## [THE EXERCISE]
Exactly how many lines have the word "components"? Answer with the bare number.
------------------------------------------------------------
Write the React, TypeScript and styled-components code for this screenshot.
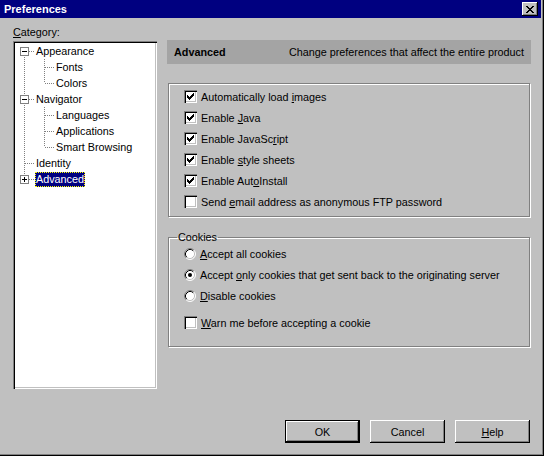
import { FC, ReactNode } from 'react';
import styled, { createGlobalStyle } from 'styled-components';

const Global = createGlobalStyle`
  html, body {
    margin: 0;
    padding: 0;
    background: #c0c0c0;
  }
  body {
    font-family: 'Liberation Sans', Arial, sans-serif;
    font-size: 10.8px;
    color: #000;
  }
`;

const raised = `
  background: #c0c0c0;
  box-shadow: inset -1px -1px #000, inset 1px 1px #fff, inset -2px -2px #808080;
`;

const sunken = `
  background: #fff;
  box-shadow: inset 1px 1px #808080, inset 2px 2px #000, inset -1px -1px #fff,
    inset -2px -2px #c0c0c0;
`;

const Window = styled.div`
  width: 544px;
  height: 456px;
  box-sizing: border-box;
  display: flex;
  flex-direction: column;
  background: #c0c0c0;
  box-shadow: inset -1px -1px #000, inset -2px -2px #808080;
`;

const TitleBar = styled.div`
  height: 18px;
  margin-right: 3px;
  padding: 0 3px 0 4px;
  display: flex;
  align-items: center;
  justify-content: space-between;
  background: #000080;
  color: #fff;
  font-weight: bold;
  font-size: 11px;
`;

const CloseButton = styled.div`
  width: 16px;
  height: 14px;
  display: flex;
  align-items: center;
  justify-content: center;
  ${raised}
`;

const Body = styled.div`
  display: flex;
  gap: 10px;
  padding: 0 13px;
`;

const LeftColumn = styled.div`
  width: 144px;
  display: flex;
  flex-direction: column;
  padding-top: 8px;
`;

const Caption = styled.div`
  height: 13px;
  line-height: 13px;
  margin-bottom: 2px;
`;

const Tree = styled.div`
  height: 348px;
  box-sizing: border-box;
  padding: 2px;
  ${sunken}
`;

const TreeRow = styled.div`
  height: 16px;
  display: flex;
  align-items: center;
`;

const TreeLines = styled.svg`
  flex: none;
`;

const TreeLabel = styled.span<{ $selected?: boolean }>`
  margin-left: 1px;
  padding: 0 1px;
  height: 15px;
  line-height: 15px;
  white-space: nowrap;
  background: ${(p) => (p.$selected ? '#000080' : 'transparent')};
  color: ${(p) => (p.$selected ? '#fff' : '#000')};
  outline: ${(p) => (p.$selected ? '1px dotted #ff0' : 'none')};
  outline-offset: -1px;
`;

const RightColumn = styled.div`
  flex: 1;
  display: flex;
  flex-direction: column;
  padding-top: 22px;
`;

const Header = styled.div`
  height: 24px;
  padding: 0 7px;
  display: flex;
  align-items: center;
  justify-content: space-between;
  background: #a4a4a4;
`;

const HeaderTitle = styled.span`
  font-weight: bold;
`;

const Group = styled.div`
  margin: 19px 1px 0 1px;
  padding: 2px 0 4px 15px;
  border: 1px solid #808080;
  box-shadow: 1px 1px 0 #fff, inset 1px 1px 0 #fff;
`;

const Fieldset = styled.fieldset`
  margin: 14px 1px 0 1px;
  padding: 0 0 13px 15px;
  min-width: 0;
  border: 1px solid #808080;
  box-shadow: 1px 1px 0 #fff, inset 1px 1px 0 #fff;
`;

const Legend = styled.legend`
  margin-left: -7px;
  margin-bottom: -1px;
  padding: 0 1px;
  line-height: 13px;
`;

const Option = styled.label<{ $gap?: number }>`
  height: 21px;
  margin-top: ${(p) => p.$gap ?? 0}px;
  display: flex;
  align-items: center;
  gap: 4px;
  white-space: nowrap;
`;

const CheckBox = styled.span`
  width: 13px;
  height: 13px;
  box-sizing: border-box;
  flex: none;
  display: flex;
  ${sunken}
`;

const RadioDot = styled.svg`
  flex: none;
`;

const Key = styled.u`
  text-decoration: underline;
  text-underline-offset: 1px;
`;

const Footer = styled.div`
  margin-top: auto;
  padding: 0 14px 13px 0;
  display: flex;
  justify-content: flex-end;
  gap: 10px;
`;

const Button = styled.div<{ $default?: boolean }>`
  width: 75px;
  height: 23px;
  box-sizing: border-box;
  display: flex;
  align-items: center;
  justify-content: center;
  ${(p) =>
    p.$default
      ? `background: #c0c0c0;
         box-shadow: inset 0 0 0 1px #000, inset -2px -2px #000, inset 2px 2px #fff, inset -3px -3px #808080;`
      : raised}
`;

const CheckMark = () => (
  <svg width="13" height="13" viewBox="0 0 13 13" shapeRendering="crispEdges">
    <path
      fill="#000"
      d="M9 3h1v1h-1zM8 4h2v1h-2zM3 5h1v1h-1zM7 5h3v1h-3zM3 6h2v1h-2zM6 6h3v1h-3zM3 7h5v1h-5zM4 8h3v1h-3zM5 9h1v1h-1z"
    />
  </svg>
);

const Check: FC<{ checked?: boolean; children: ReactNode; gap?: number }> = ({
  checked,
  children,
  gap,
}) => (
  <Option $gap={gap}>
    <CheckBox>{checked && <CheckMark />}</CheckBox>
    <span>{children}</span>
  </Option>
);

const Radio: FC<{ checked?: boolean; children: ReactNode }> = ({
  checked,
  children,
}) => (
  <Option>
    <RadioDot width="12" height="12" viewBox="0 0 12 12">
      <circle cx="6" cy="6" r="5" fill="#fff" />
      <path d="M2.11 9.89A5.5 5.5 0 0 1 9.89 2.11" fill="none" stroke="#808080" />
      <path d="M9.89 2.11A5.5 5.5 0 0 1 2.11 9.89" fill="none" stroke="#fff" />
      <path d="M2.82 9.18A4.5 4.5 0 0 1 9.18 2.82" fill="none" stroke="#000" />
      <path d="M9.18 2.82A4.5 4.5 0 0 1 2.82 9.18" fill="none" stroke="#c0c0c0" />
      {checked && <circle cx="6" cy="6" r="2" fill="#000" />}
    </RadioDot>
    <span>{children}</span>
  </Option>
);

type Node = {
  label: string;
  level: number;
  toggle?: 'minus' | 'plus';
  first?: boolean;
  last?: boolean;
  rails?: boolean[];
  selected?: boolean;
};

const nodes: Node[] = [
  { label: 'Appearance', level: 0, toggle: 'minus', first: true },
  { label: 'Fonts', level: 1, rails: [true] },
  { label: 'Colors', level: 1, last: true, rails: [true] },
  { label: 'Navigator', level: 0, toggle: 'minus' },
  { label: 'Languages', level: 1, rails: [true] },
  { label: 'Applications', level: 1, rails: [true] },
  { label: 'Smart Browsing', level: 1, last: true, rails: [true] },
  { label: 'Identity', level: 0 },
  { label: 'Advanced', level: 0, toggle: 'plus', last: true, selected: true },
];

const dots = { stroke: '#808080', strokeDasharray: '1 1' };

// dotted connector lines and the +/- box for one tree row
const Connector: FC<{ node: Node }> = ({ node }) => {
  const width = 19 + node.level * 20;
  const cx = 9 + node.level * 20 + 0.5;
  return (
    <TreeLines width={width} height="16" shapeRendering="crispEdges">
      {(node.rails ?? []).map((on, i) =>
        on ? <line key={i} x1={9.5 + i * 20} y1="0" x2={9.5 + i * 20} y2="16" {...dots} /> : null
      )}
      <line x1={cx} y1={node.first ? 8 : 0} x2={cx} y2={node.last ? 8 : 16} {...dots} />
      <line x1={cx} y1="8.5" x2={width} y2="8.5" {...dots} />
      {node.toggle && (
        <>
          <rect x={cx - 4} y="4.5" width="8" height="8" fill="#fff" stroke="#808080" />
          <line x1={cx - 2.5} y1="8.5" x2={cx + 2.5} y2="8.5" stroke="#000" />
          {node.toggle === 'plus' && <line x1={cx} y1="6" x2={cx} y2="11" stroke="#000" />}
        </>
      )}
    </TreeLines>
  );
};

export default function App() {
  return (
    <>
      <Global />
      <Window>
        <TitleBar>
          <span>Preferences</span>
          <CloseButton>
            <svg width="8" height="7" viewBox="0 0 8 7" shapeRendering="crispEdges">
              <path
                fill="#000"
                d="M0 0h2v1h-2zM6 0h2v1h-2zM1 1h2v1h-2zM5 1h2v1h-2zM2 2h4v1h-4zM3 3h2v1h-2zM2 4h4v1h-4zM1 5h2v1h-2zM5 5h2v1h-2zM0 6h2v1h-2zM6 6h2v1h-2z"
              />
            </svg>
          </CloseButton>
        </TitleBar>

        <Body>
          <LeftColumn>
            <Caption>
              <Key>C</Key>ategory:
            </Caption>
            <Tree>
              {nodes.map((n) => (
                <TreeRow key={n.label}>
                  <Connector node={n} />
                  <TreeLabel $selected={n.selected}>{n.label}</TreeLabel>
                </TreeRow>
              ))}
            </Tree>
          </LeftColumn>

          <RightColumn>
            <Header>
              <HeaderTitle>Advanced</HeaderTitle>
              <span>Change preferences that affect the entire product</span>
            </Header>

            <Group>
              <Check checked>
                Automatically load <Key>i</Key>mages
              </Check>
              <Check checked>
                Enable <Key>J</Key>ava
              </Check>
              <Check checked>
                Enable JavaSc<Key>r</Key>ipt
              </Check>
              <Check checked>
                Enable <Key>s</Key>tyle sheets
              </Check>
              <Check checked>
                Enable Aut<Key>o</Key>Install
              </Check>
              <Check>
                Send <Key>e</Key>mail address as anonymous FTP password
              </Check>
            </Group>

            <Fieldset>
              <Legend>Cookies</Legend>
              <Radio>
                <Key>A</Key>ccept all cookies
              </Radio>
              <Radio checked>
                Accept <Key>o</Key>nly cookies that get sent back to the originating server
              </Radio>
              <Radio>
                <Key>D</Key>isable cookies
              </Radio>
              <Check gap={6}>
                <Key>W</Key>arn me before accepting a cookie
              </Check>
            </Fieldset>
          </RightColumn>
        </Body>

        <Footer>
          <Button $default>OK</Button>
          <Button>Cancel</Button>
          <Button>
            <Key>H</Key>elp
          </Button>
        </Footer>
      </Window>
    </>
  );
}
------------------------------------------------------------
## [RESPONSE]
2